Analysis of hierarchical microstructural evolution in electron beam powder bed fusion Ti–6Al–4V alloys via time-of-flight neutron diffraction

Abstract

Ti–6Al–4V alloys prepared via electron beam powder bed fusion (EB-PBF) generally exhibit a hierarchical microstructure consisting of columnar β-grains, an acicular α-matrix, and nanoscale β-precipitates at α-lath interfaces. In this study, we performed time-of-flight neutron diffraction measurements to investigate the texture and volume fraction of EB-PBF Ti–6Al–4V alloys via Rietveld texture analysis (RTA). The high-intensity neutron source enabled the analysis of the nanosized β-phase precipitates at the α-lath interfaces.
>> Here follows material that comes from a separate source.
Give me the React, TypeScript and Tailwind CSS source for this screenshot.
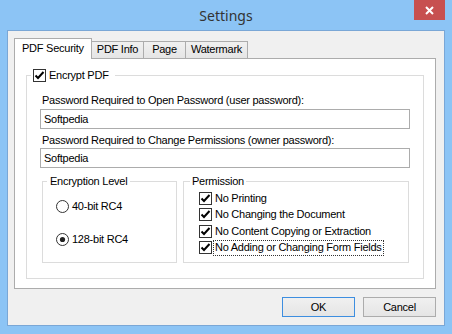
import React from 'react';

function CheckBox({ checked = true }: { checked?: boolean }) {
  return (
    <span className="w-[13px] h-[13px] shrink-0 border border-[#333333] bg-white flex items-center justify-center">
      {checked && (
        <svg width="11" height="11" viewBox="0 0 11 11">
          <polyline points="1.5,5.5 4,8 9.5,2" fill="none" stroke="#000" strokeWidth="2" />
        </svg>
      )}
    </span>
  );
}

function Radio({ checked }: { checked?: boolean }) {
  return (
    <svg width="13" height="13" viewBox="0 0 13 13" className="shrink-0">
      <circle cx="6.5" cy="6.5" r="6" fill="#fff" stroke="#333" strokeWidth="1" />
      {checked && <circle cx="6.5" cy="6.5" r="2.6" fill="#222" />}
    </svg>
  );
}

export default function App() {
  const perms = [
    { label: 'No Printing', mt: 'mt-[10px]' },
    { label: 'No Changing the Document', mt: 'mt-[3px]' },
    { label: 'No Content Copying or Extraction', mt: 'mt-[4px]' },
    { label: 'No Adding or Changing Form Fields', mt: 'mt-[3px]', focus: true },
  ];

  return (
    <div className="w-[452px] h-[334px] bg-[#8cc4f5] flex flex-col font-['Liberation_Sans',Arial,sans-serif] text-[11px] leading-[13px] text-black tracking-[-0.25px] overflow-hidden">
      {/* Title bar */}
      <div className="relative h-[30px] shrink-0 flex items-center justify-center">
        <span className="font-['Noto_Sans',sans-serif] text-[14px] tracking-normal text-[#333333]">Settings</span>
        <div className="absolute left-[414px] top-0 w-[31px] h-[20px] bg-[#c75050] flex items-center justify-center">
          <svg width="9" height="9" viewBox="0 0 9 9">
            <path d="M1 1L8 8M8 1L1 8" stroke="#fff" strokeWidth="2" />
          </svg>
        </div>
      </div>

      {/* Client area */}
      <div className="mx-[7px] h-[296px] border border-[#7aa7d6] bg-[#f0f0f0] flex flex-col pt-[7px] pl-[6px] pr-[8px]">
        {/* Tabs */}
        <div className="h-[20px] flex items-end">
          <div className="relative z-10 -mb-px h-[21px] w-[78px] bg-white border-l border-t border-r border-[#acacac] pl-[7px] pt-[3px]">
            PDF Security
          </div>
          <div className="h-[17px] w-[52px] bg-linear-to-b from-[#f0f0f0] to-[#e5e5e5] border-t border-r border-[#acacac] flex justify-center pt-[1px]">
            PDF Info
          </div>
          <div className="h-[17px] w-[42px] bg-linear-to-b from-[#f0f0f0] to-[#e5e5e5] border-t border-r border-[#acacac] flex justify-center pt-[1px]">
            Page
          </div>
          <div className="h-[17px] w-[62px] bg-linear-to-b from-[#f0f0f0] to-[#e5e5e5] border-t border-r border-[#acacac] flex justify-center pt-[1px]">
            Watermark
          </div>
        </div>

        {/* Tab panel */}
        <div className="h-[231px] bg-white border border-[#acacac] pt-[16px] px-[11px]">
          <div className="relative h-[204px] border border-[#dcdcdc] px-[13px] pt-[18px]">
            <div className="absolute left-[4px] -top-[7px] bg-white pl-[2px] pr-[6px] h-[13px] flex items-center gap-[3px]">
              <CheckBox />
              <span>Encrypt PDF</span>
            </div>

            <div className="pl-[2px] h-[13px]">Password Required to Open Password (user password):</div>
            <div className="mt-[2px] h-[20px] border border-[#acacac] bg-white pl-[3px] flex items-center">Softpedia</div>
            <div className="mt-[5px] pl-[2px] h-[13px]">Password Required to Change Permissions (owner password):</div>
            <div className="mt-[1px] h-[20px] border border-[#acacac] bg-white pl-[3px] flex items-center">Softpedia</div>

            <div className="mt-[13px] ml-[2px] flex gap-[6px]">
              <div className="relative w-[135px] h-[82px] border border-[#dcdcdc] pl-[13px]">
                <div className="absolute left-[4px] -top-[7px] bg-white px-[3px] h-[13px]">Encryption Level</div>
                <div className="mt-[18px] h-[13px] flex items-center gap-[3px]">
                  <Radio />
                  <span>40-bit RC4</span>
                </div>
                <div className="mt-[20px] h-[13px] flex items-center gap-[3px]">
                  <Radio checked />
                  <span>128-bit RC4</span>
                </div>
              </div>

              <div className="relative w-[226px] h-[82px] border border-[#dcdcdc] pl-[15px]">
                <div className="absolute left-[6px] -top-[7px] bg-white px-[2px] h-[13px]">Permission</div>
                {perms.map((p) => (
                  <div key={p.label} className={`${p.mt} h-[13px] flex items-center gap-[1px]`}>
                    <CheckBox />
                    <span
                      className={`h-[16px] pl-[1px] pr-[1px] flex items-center border ${
                        p.focus ? 'border-dotted border-[#333333]' : 'border-transparent'
                      }`}
                    >
                      {p.label}
                    </span>
                  </div>
                ))}
              </div>
            </div>
          </div>
        </div>

        {/* Buttons */}
        <div className="mt-[8px] flex justify-end gap-[8px]">
          <button className="w-[73px] h-[20px] border border-[#3d8ee0] bg-linear-to-b from-[#f0f0f0] to-[#e5e5e5] flex items-center justify-center">
            OK
          </button>
          <button className="w-[73px] h-[20px] border border-[#acacac] bg-linear-to-b from-[#f0f0f0] to-[#e5e5e5] flex items-center justify-center">
            Cancel
          </button>
        </div>
      </div>
    </div>
  );
}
The results indicate that the α- and β-textures of the as-built specimen can be ascribed to multiple Burgers orientation relationships among the prior β-phase, α-laths, and nanosized β-phase precipitates, which are not clearly understood. The as-built texture was maintained during post-processing, suggesting that texture manipulation in EB-PBF fabrication is important for controlling the crystallographic orientations of the built components, even after post-processing. RTA allowed a precise quantification of the β-phase fraction, which was found to have increased in post-processed specimens. The results would contribute to a comprehensive understanding of the microstructural evolution of such alloys, which is vital for the modeling and optimization of alloy performance.